### [Task instructions]
Reproduce every line of the material below, but drop the pictures.

*-*-*

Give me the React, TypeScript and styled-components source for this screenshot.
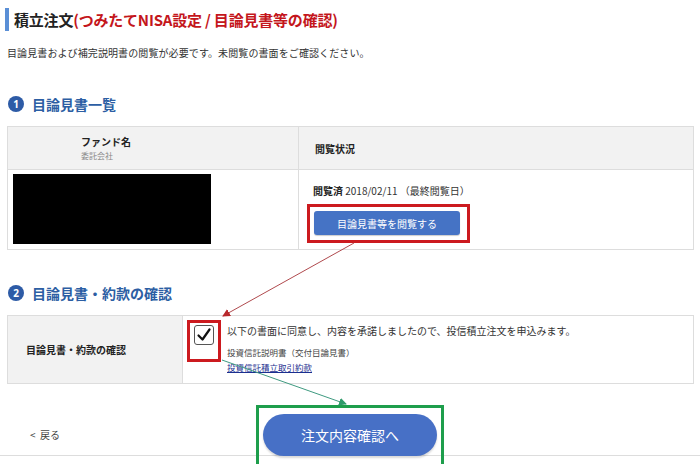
import React from "react";
import styled, {createGlobalStyle} from "styled-components";

const GlobalStyle = createGlobalStyle`
  html, body {
    margin: 0;
    padding: 0;
    background: #ffffff;
  }
  body {
    font-family: "Noto Sans CJK JP", "Noto Sans", "Liberation Sans", sans-serif;
    color: #333333;
  }
`

const Page = styled.div`
  position: relative;
  width: 700px;
  height: 464px;
  overflow: hidden;
  box-sizing: border-box;
  padding: 0 6px 0 7px;
`

const Title = styled.h1`
  margin: 8px 0 0 -2px;
  height: 23px;
  display: flex;
  align-items: center;
  padding-left: 5px;
  border-left: 4px solid #5a8fd6;
  font-size: 15px;
  font-weight: 700;
  color: #222222;
  letter-spacing: -0.2px;
  .sub {
    color: #c4161c;
  }
`

const Lead = styled.p`
  margin: 15px 0 0;
  font-size: 10px;
  line-height: 14px;
  letter-spacing: 0.1px;
  color: #333333;
`

const SectionHead = styled.h2<{$top: number}>`
  margin: ${p => p.$top}px 0 0 1px;
  height: 16px;
  display: flex;
  align-items: center;
  gap: 8px;
  font-size: 14px;
  font-weight: 700;
  color: #2c5ea3;
`

const Num = styled.span`
  width: 16px;
  height: 16px;
  border-radius: 50%;
  background: #2d5ba6;
  color: #ffffff;
  font-size: 10px;
  font-weight: 700;
  display: flex;
  align-items: center;
  justify-content: center;
  font-family: "Noto Sans", sans-serif;
`

const Table = styled.div<{$cols: string}>`
  margin-top: 14px;
  display: grid;
  grid-template-columns: ${p => p.$cols};
  border: 1px solid #dddddd;
  font-size: 10px;
`

const HeadCell = styled.div<{$pad: number; $divider?: boolean}>`
  height: 42px;
  background: #f2f2f2;
  border-bottom: 1px solid #dddddd;
  ${p => p.$divider ? "border-left: 1px solid #dddddd;" : ""}
  padding-left: ${p => p.$pad}px;
  display: flex;
  flex-direction: column;
  justify-content: center;
  font-weight: 700;
  color: #222222;
  small {
    font-size: 8px;
    font-weight: 400;
    color: #888888;
    line-height: 13px;
  }
  span {
    line-height: 15px;
  }
`

const Cell = styled.div<{$divider?: boolean}>`
  ${p => p.$divider ? "border-left: 1px solid #dddddd;" : ""}
`

const FundCell = styled(Cell)`
  padding: 4px 5px;
  height: 70px;
`

const Redacted = styled.div`
  width: 198px;
  height: 70px;
  background: #000000;
`

const StatusCell = styled(Cell)`
  padding: 14px 14px 6px;
`

const Status = styled.div`
  line-height: 14px;
  color: #333333;
  b {
    color: #222222;
  }
`

const RedMark = styled.div`
  display: inline-block;
  border: 3px solid #cc1a1f;
`

const ViewMark = styled(RedMark)`
  margin: 6px 0 0 -6px;
  padding: 4px 7px 5px 4px;
`

const Button = styled.button`
  border: none;
  background: #4573c5;
  color: #ffffff;
  font-family: inherit;
  font-size: 10px;
  border-radius: 3px;
  width: 146px;
  height: 24px;
  box-shadow: 0 1px 1px rgba(0, 0, 0, 0.2);
`

const LabelCell = styled.div`
  background: #f2f2f2;
  height: 67px;
  display: flex;
  align-items: center;
  padding-left: 18px;
  font-weight: 700;
  color: #222222;
`

const AgreeCell = styled(Cell)`
  display: flex;
  align-items: flex-start;
  gap: 6px;
  padding: 4px 0 0 4px;
`

const CheckMark = styled(RedMark)`
  padding: 2px 4px 14px;
`

const Box = styled.div`
  width: 20px;
  height: 20px;
  box-sizing: border-box;
  border: 1px solid #555555;
  border-radius: 3px;
  background: #ffffff;
  display: flex;
  align-items: center;
  justify-content: center;
`

const AgreeText = styled.div`
  padding-top: 4px;
  p {
    margin: 0;
    line-height: 14px;
  }
  .docs {
    margin-top: 8px;
    font-size: 8.5px;
    line-height: 13px;
    color: #444444;
  }
  a {
    font-size: 8.5px;
    line-height: 13px;
    color: #1b2f8f;
    text-decoration: underline;
  }
`

const Footer = styled.div`
  margin: 21px -6px 0 -7px;
  height: 50px;
  border-bottom: 1px solid #dddddd;
  display: grid;
  grid-template-columns: 1fr auto 1fr;
  align-items: start;
`

const Back = styled.a`
  margin: 22px 0 0 30px;
  font-size: 10px;
  color: #444444;
  white-space: pre;
`

const GreenMark = styled.div`
  border: 3px solid #1e9e4c;
  padding: 6px 4px 0;
  height: 54px;
  position: relative;
  z-index: 1;
`

const Primary = styled.button`
  width: 174px;
  height: 42px;
  border: none;
  border-radius: 21px;
  background: #4770c6;
  color: #ffffff;
  font-family: inherit;
  font-size: 14px;
  box-shadow: 0 2px 2px rgba(0, 0, 0, 0.15);
`

const Arrows = styled.svg`
  position: absolute;
  left: 0;
  top: 0;
  pointer-events: none;
  z-index: 2;
`

const App = () => {
  return (
    <>
      <GlobalStyle/>
      <Page>
        <Title>積立注文<span className="sub">(つみたてNISA設定 / 目論見書等の確認)</span></Title>
        <Lead>目論見書および補完説明書の閲覧が必要です。未閲覧の書面をご確認ください。</Lead>

        <SectionHead $top={36}><Num>1</Num>目論見書一覧</SectionHead>
        <Table $cols="290px 1fr">
          <HeadCell $pad={73}>
            <span>ファンド名</span>
            <small>委託会社</small>
          </HeadCell>
          <HeadCell $pad={16} $divider>
            <span>閲覧状況</span>
          </HeadCell>
          <FundCell><Redacted/></FundCell>
          <StatusCell $divider>
            <Status><b>閲覧済</b> 2018/02/11 （最終閲覧日）</Status>
            <ViewMark><Button>目論見書等を閲覧する</Button></ViewMark>
          </StatusCell>
        </Table>

        <SectionHead $top={35}><Num>2</Num>目論見書・約款の確認</SectionHead>
        <Table $cols="174px 1fr">
          <LabelCell>目論見書・約款の確認</LabelCell>
          <AgreeCell $divider>
            <CheckMark>
              <Box>
                <svg width="16" height="16" viewBox="0 0 16 16">
                  <path d="M2.5 8.5 L6.5 12.5 L13.5 2.5" fill="none" stroke="#111111" strokeWidth="2.2" strokeLinecap="round" strokeLinejoin="round"/>
                </svg>
              </Box>
            </CheckMark>
            <AgreeText>
              <p>以下の書面に同意し、内容を承諾しましたので、投信積立注文を申込みます。</p>
              <p className="docs">投資信託説明書（交付目論見書）</p>
              <a href="#">投資信託積立取引約款</a>
            </AgreeText>
          </AgreeCell>
        </Table>

        <Footer>
          <Back>{"<  戻る"}</Back>
          <GreenMark><Primary>注文内容確認へ</Primary></GreenMark>
          <div/>
        </Footer>

        <Arrows width="700" height="464" viewBox="0 0 700 464">
          <defs>
            <marker id="redHead" markerWidth="8" markerHeight="8" refX="7" refY="4" orient="auto" markerUnits="userSpaceOnUse">
              <path d="M0 0 L8 4 L0 8 Z" fill="#b8282c"/>
            </marker>
            <marker id="greenHead" markerWidth="8" markerHeight="8" refX="7" refY="4" orient="auto" markerUnits="userSpaceOnUse">
              <path d="M0 0 L8 4 L0 8 Z" fill="#2f9a6a"/>
            </marker>
          </defs>
          <line x1="354" y1="243" x2="223" y2="316" stroke="#b04a4e" strokeWidth="1" markerEnd="url(#redHead)"/>
          <line x1="222" y1="360" x2="346" y2="404" stroke="#3f9a80" strokeWidth="1" markerEnd="url(#greenHead)"/>
        </Arrows>
      </Page>
    </>
  );
}

export default App;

*-*-*

### [Correct response]
Give me the React, TypeScript and styled-components source for this screenshot.
import React from "react";
import styled, {createGlobalStyle} from "styled-components";

const GlobalStyle = createGlobalStyle`
  html, body {
    margin: 0;
    padding: 0;
    background: #ffffff;
  }
  body {
    font-family: "Noto Sans CJK JP", "Noto Sans", "Liberation Sans", sans-serif;
    color: #333333;
  }
`

const Page = styled.div`
  position: relative;
  width: 700px;
  height: 464px;
  overflow: hidden;
  box-sizing: border-box;
  padding: 0 6px 0 7px;
`

const Title = styled.h1`
  margin: 8px 0 0 -2px;
  height: 23px;
  display: flex;
  align-items: center;
  padding-left: 5px;
  border-left: 4px solid #5a8fd6;
  font-size: 15px;
  font-weight: 700;
  color: #222222;
  letter-spacing: -0.2px;
  .sub {
    color: #c4161c;
  }
`

const Lead = styled.p`
  margin: 15px 0 0;
  font-size: 10px;
  line-height: 14px;
  letter-spacing: 0.1px;
  color: #333333;
`

const SectionHead = styled.h2<{$top: number}>`
  margin: ${p => p.$top}px 0 0 1px;
  height: 16px;
  display: flex;
  align-items: center;
  gap: 8px;
  font-size: 14px;
  font-weight: 700;
  color: #2c5ea3;
`

const Num = styled.span`
  width: 16px;
  height: 16px;
  border-radius: 50%;
  background: #2d5ba6;
  color: #ffffff;
  font-size: 10px;
  font-weight: 700;
  display: flex;
  align-items: center;
  justify-content: center;
  font-family: "Noto Sans", sans-serif;
`

const Table = styled.div<{$cols: string}>`
  margin-top: 14px;
  display: grid;
  grid-template-columns: ${p => p.$cols};
  border: 1px solid #dddddd;
  font-size: 10px;
`

const HeadCell = styled.div<{$pad: number; $divider?: boolean}>`
  height: 42px;
  background: #f2f2f2;
  border-bottom: 1px solid #dddddd;
  ${p => p.$divider ? "border-left: 1px solid #dddddd;" : ""}
  padding-left: ${p => p.$pad}px;
  display: flex;
  flex-direction: column;
  justify-content: center;
  font-weight: 700;
  color: #222222;
  small {
    font-size: 8px;
    font-weight: 400;
    color: #888888;
    line-height: 13px;
  }
  span {
    line-height: 15px;
  }
`

const Cell = styled.div<{$divider?: boolean}>`
  ${p => p.$divider ? "border-left: 1px solid #dddddd;" : ""}
`

const FundCell = styled(Cell)`
  padding: 4px 5px;
  height: 70px;
`

const Redacted = styled.div`
  width: 198px;
  height: 70px;
  background: #000000;
`

const StatusCell = styled(Cell)`
  padding: 14px 14px 6px;
`

const Status = styled.div`
  line-height: 14px;
  color: #333333;
  b {
    color: #222222;
  }
`

const RedMark = styled.div`
  display: inline-block;
  border: 3px solid #cc1a1f;
`

const ViewMark = styled(RedMark)`
  margin: 6px 0 0 -6px;
  padding: 4px 7px 5px 4px;
`

const Button = styled.button`
  border: none;
  background: #4573c5;
  color: #ffffff;
  font-family: inherit;
  font-size: 10px;
  border-radius: 3px;
  width: 146px;
  height: 24px;
  box-shadow: 0 1px 1px rgba(0, 0, 0, 0.2);
`

const LabelCell = styled.div`
  background: #f2f2f2;
  height: 67px;
  display: flex;
  align-items: center;
  padding-left: 18px;
  font-weight: 700;
  color: #222222;
`

const AgreeCell = styled(Cell)`
  display: flex;
  align-items: flex-start;
  gap: 6px;
  padding: 4px 0 0 4px;
`

const CheckMark = styled(RedMark)`
  padding: 2px 4px 14px;
`

const Box = styled.div`
  width: 20px;
  height: 20px;
  box-sizing: border-box;
  border: 1px solid #555555;
  border-radius: 3px;
  background: #ffffff;
  display: flex;
  align-items: center;
  justify-content: center;
`

const AgreeText = styled.div`
  padding-top: 4px;
  p {
    margin: 0;
    line-height: 14px;
  }
  .docs {
    margin-top: 8px;
    font-size: 8.5px;
    line-height: 13px;
    color: #444444;
  }
  a {
    font-size: 8.5px;
    line-height: 13px;
    color: #1b2f8f;
    text-decoration: underline;
  }
`

const Footer = styled.div`
  margin: 21px -6px 0 -7px;
  height: 50px;
  border-bottom: 1px solid #dddddd;
  display: grid;
  grid-template-columns: 1fr auto 1fr;
  align-items: start;
`

const Back = styled.a`
  margin: 22px 0 0 30px;
  font-size: 10px;
  color: #444444;
  white-space: pre;
`

const GreenMark = styled.div`
  border: 3px solid #1e9e4c;
  padding: 6px 4px 0;
  height: 54px;
  position: relative;
  z-index: 1;
`

const Primary = styled.button`
  width: 174px;
  height: 42px;
  border: none;
  border-radius: 21px;
  background: #4770c6;
  color: #ffffff;
  font-family: inherit;
  font-size: 14px;
  box-shadow: 0 2px 2px rgba(0, 0, 0, 0.15);
`

const Arrows = styled.svg`
  position: absolute;
  left: 0;
  top: 0;
  pointer-events: none;
  z-index: 2;
`

const App = () => {
  return (
    <>
      <GlobalStyle/>
      <Page>
        <Title>積立注文<span className="sub">(つみたてNISA設定 / 目論見書等の確認)</span></Title>
        <Lead>目論見書および補完説明書の閲覧が必要です。未閲覧の書面をご確認ください。</Lead>

        <SectionHead $top={36}><Num>1</Num>目論見書一覧</SectionHead>
        <Table $cols="290px 1fr">
          <HeadCell $pad={73}>
            <span>ファンド名</span>
            <small>委託会社</small>
          </HeadCell>
          <HeadCell $pad={16} $divider>
            <span>閲覧状況</span>
          </HeadCell>
          <FundCell><Redacted/></FundCell>
          <StatusCell $divider>
            <Status><b>閲覧済</b> 2018/02/11 （最終閲覧日）</Status>
            <ViewMark><Button>目論見書等を閲覧する</Button></ViewMark>
          </StatusCell>
        </Table>

        <SectionHead $top={35}><Num>2</Num>目論見書・約款の確認</SectionHead>
        <Table $cols="174px 1fr">
          <LabelCell>目論見書・約款の確認</LabelCell>
          <AgreeCell $divider>
            <CheckMark>
              <Box>
                <svg width="16" height="16" viewBox="0 0 16 16">
                  <path d="M2.5 8.5 L6.5 12.5 L13.5 2.5" fill="none" stroke="#111111" strokeWidth="2.2" strokeLinecap="round" strokeLinejoin="round"/>
                </svg>
              </Box>
            </CheckMark>
            <AgreeText>
              <p>以下の書面に同意し、内容を承諾しましたので、投信積立注文を申込みます。</p>
              <p className="docs">投資信託説明書（交付目論見書）</p>
              <a href="#">投資信託積立取引約款</a>
            </AgreeText>
          </AgreeCell>
        </Table>

        <Footer>
          <Back>{"<  戻る"}</Back>
          <GreenMark><Primary>注文内容確認へ</Primary></GreenMark>
          <div/>
        </Footer>

        <Arrows width="700" height="464" viewBox="0 0 700 464">
          <defs>
            <marker id="redHead" markerWidth="8" markerHeight="8" refX="7" refY="4" orient="auto" markerUnits="userSpaceOnUse">
              <path d="M0 0 L8 4 L0 8 Z" fill="#b8282c"/>
            </marker>
            <marker id="greenHead" markerWidth="8" markerHeight="8" refX="7" refY="4" orient="auto" markerUnits="userSpaceOnUse">
              <path d="M0 0 L8 4 L0 8 Z" fill="#2f9a6a"/>
            </marker>
          </defs>
          <line x1="354" y1="243" x2="223" y2="316" stroke="#b04a4e" strokeWidth="1" markerEnd="url(#redHead)"/>
          <line x1="222" y1="360" x2="346" y2="404" stroke="#3f9a80" strokeWidth="1" markerEnd="url(#greenHead)"/>
        </Arrows>
      </Page>
    </>
  );
}

export default App;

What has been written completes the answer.